“You’ve rejected your diagnosis at a visceral level. It’s like you are a clean slate. You don’t remember you have episodes of depression. And so every time it hits you, you are taken by surprise and don’t know what to do. Do you remember the strategies that we have talked about in the past of how to manage your depression better?”
Yeah that was my therapist the other day, at the end of our session. Apparently, during the last year when I was not depressed and happy, yes actually happy for a whole year, I basically forgot I had depression. Well, no I didn’t forget I had depression. I just didn’t think I would have it this bad…again. I got busy with living my life and forgot about what to do when the symptoms hit me. Apparently, that’s a bad thing. Okay, being happy is not, forgetting the lessons from therapy is.
Oh well. I can’t deny it. The lady had a point. I should have been better prepared. She said if you don’t inculcate the coping mechanisms into your life, she and I are going to have to go over this again and again.
I also heard about my ‘drug default’. Yes, I made the grave mistake of stopping medication on my own, as my own decision, without consulting with my psychiatrist. She had advised a lower dose but not told me to stop exactly. I have to admit, it wasn’t an intelligent decision on my part. So if you are reading this, I would strongly recommend you don’t play with your medication and don’t do any experiments with going off or on them without professional opinion. It cost me a lot doing just that.
That said. One of the factors why I “rejected my diagnosis” was the fact that at a deeper level, I also rejected the fact that I need medication to control my symptoms and function normally. I am aware it’s something I have to work on. I can’t deny the fact that the medication helped stop the non-stop relay of negative thoughts (the drug that I am prescribed, fluvoxamine, is for my ocd primarily) in a few days and I am feeling much better.
Coming back to what my therapist said. It’s true, even though I find it hard to believe, that I was surprised and acted like I didn’t know what I was experiencing were symptoms, just like earlier . I did not want to even go see the doctor.

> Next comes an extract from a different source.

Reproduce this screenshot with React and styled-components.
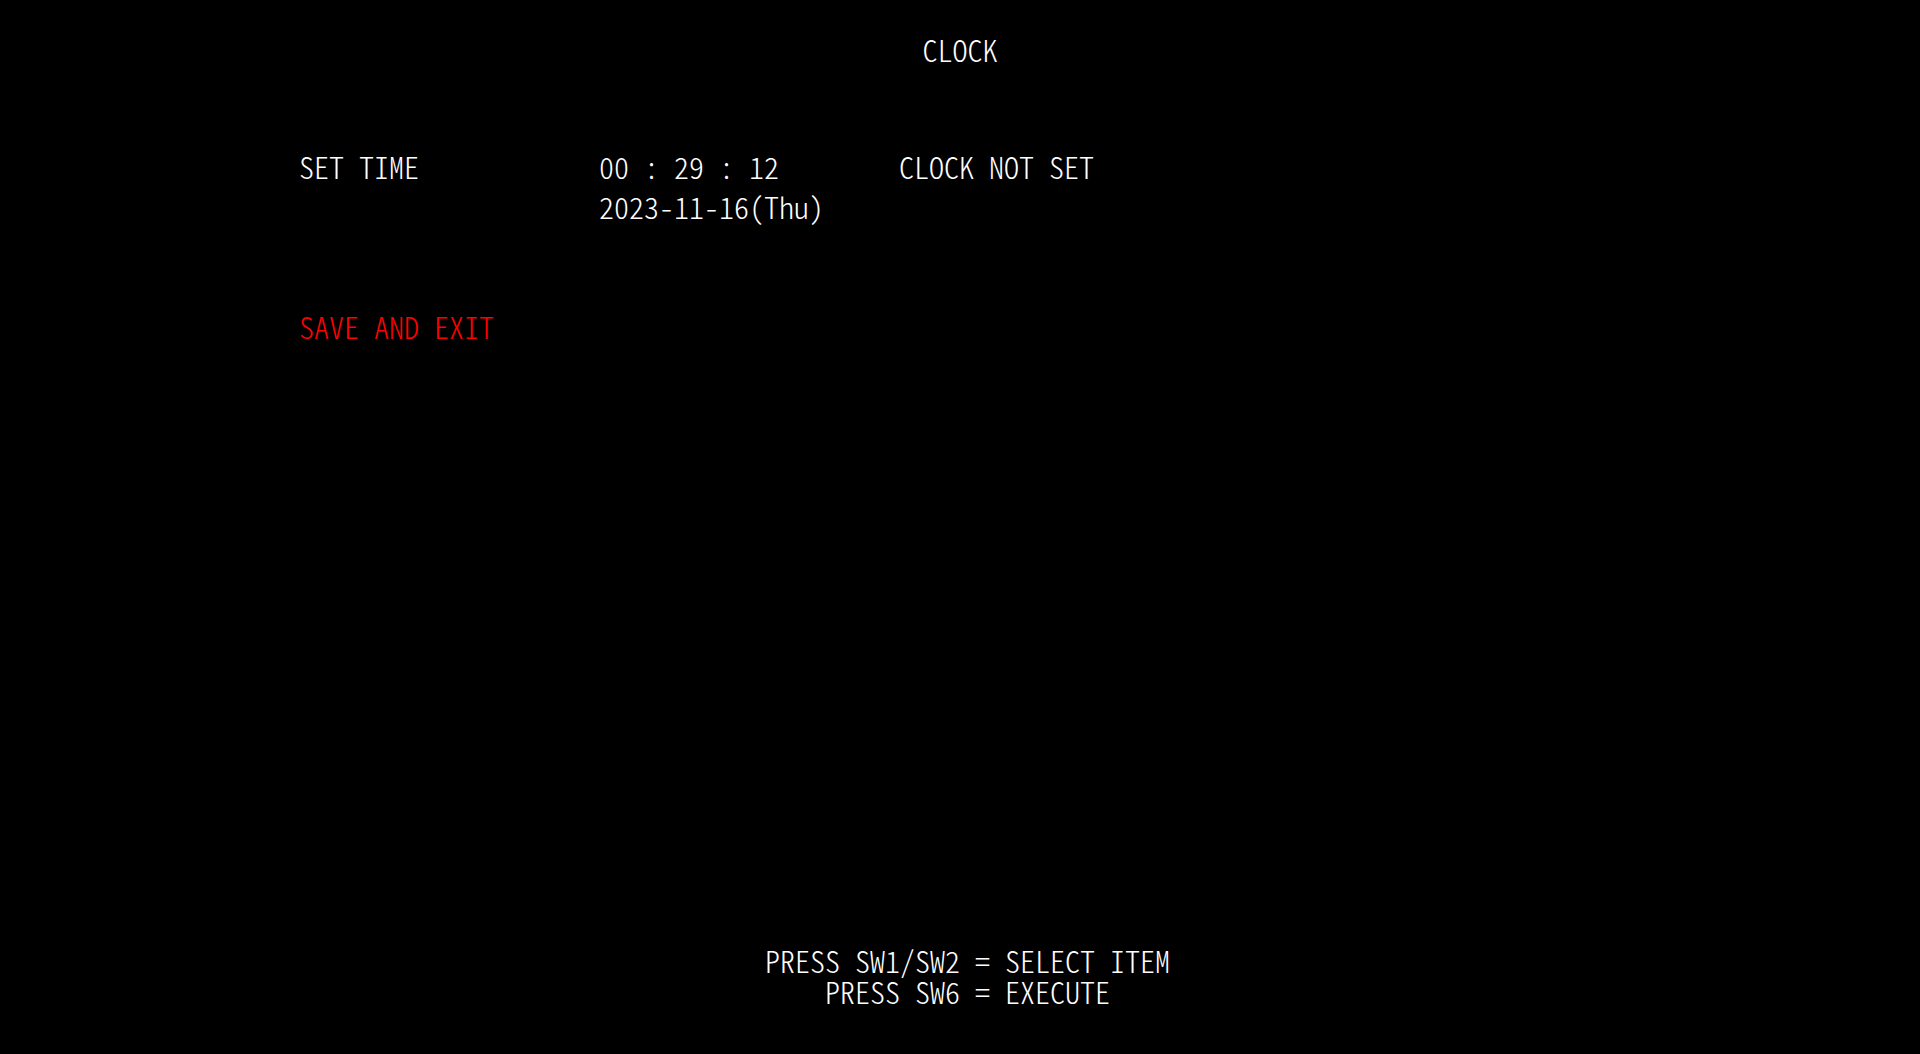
import React from "react";
import styled, { createGlobalStyle } from "styled-components";

const GlobalStyle = createGlobalStyle`
  html, body {
    margin: 0;
    padding: 0;
    background: #000;
  }
  * { box-sizing: border-box; }
`;

const Screen = styled.div`
  min-height: 100vh;
  background: #000;
  color: #fff;
  font-family: "Noto Sans CJK JP", "DejaVu Sans Mono", monospace;
  font-feature-settings: "hwid" 1;
  font-weight: 300;
  font-size: 30px;
  display: flex;
  flex-direction: column;
  padding: 29px 0 47px;
  white-space: pre;
`;

const Title = styled.div`
  text-align: center;
  line-height: 40px;
`;

const Settings = styled.div`
  display: grid;
  grid-template-columns: 300px 300px auto;
  grid-auto-rows: 40px;
  line-height: 40px;
  padding-left: 299px;
  margin-top: 77px;
`;

const Cell = styled.div`
  grid-column: ${(p) => p.$col};
  color: ${(p) => p.$color || "#fff"};
`;

const Action = styled.div`
  margin-top: 80px;
  padding-left: 299px;
  line-height: 40px;
  color: ${(p) => (p.$selected ? "#ff0000" : "#fff")};
`;

const Footer = styled.div`
  margin-top: auto;
  text-align: center;
  padding-left: 15px;
  line-height: 31px;
`;

export default function App() {
  return (
    <>
      <GlobalStyle />
      <Screen>
        <Title>CLOCK</Title>
        <Settings>
          <Cell $col={1}>SET TIME</Cell>
          <Cell $col={2}>00 : 29 : 12</Cell>
          <Cell $col={3}>CLOCK NOT SET</Cell>
          <Cell $col={2}>2023-11-16(Thu)</Cell>
        </Settings>
        <Action $selected>SAVE AND EXIT</Action>
        <Footer>{"PRESS SW1/SW2 = SELECT ITEM\nPRESS SW6 = EXECUTE"}</Footer>
      </Screen>
    </>
  );
}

I have to admit, this time my condition really put the “recurring” into my diagnosis of Recurring depressive disorder. I am finally beginning to see that what I have is chronic and I have to be aware of my moods, of things that can trigger my symptoms and most importantly I have to have my coping mechanisms ingrained in me like second nature.
Now that I think about it, we do tend to be adamant in accepting our diagnoses, we want to fight tooth and nail to not be put into labels like that, to not be suffering from x or y. Even if we don’t recognize it consciously, we do it at a subconscious level.
So until my next session, I plan to pull out all the lessons I had learnt during my previous visits and try and create my own strategies manual. I am going to put into clear words all the thought errors I make, all the tendencies I have of taking things the wrong way, what all triggers my downfall, what symptoms I experience, and the things I can do, the things under my control, to help improve my condition.
While I begin to do that, I would really like to know, has anyone else ever “forgotten” their diagnosis like me? Also, I would really appreciate if you could share some of your own strategies you’ve used successfully in the past or do so in the present to reduce the impact of the symptoms on your life.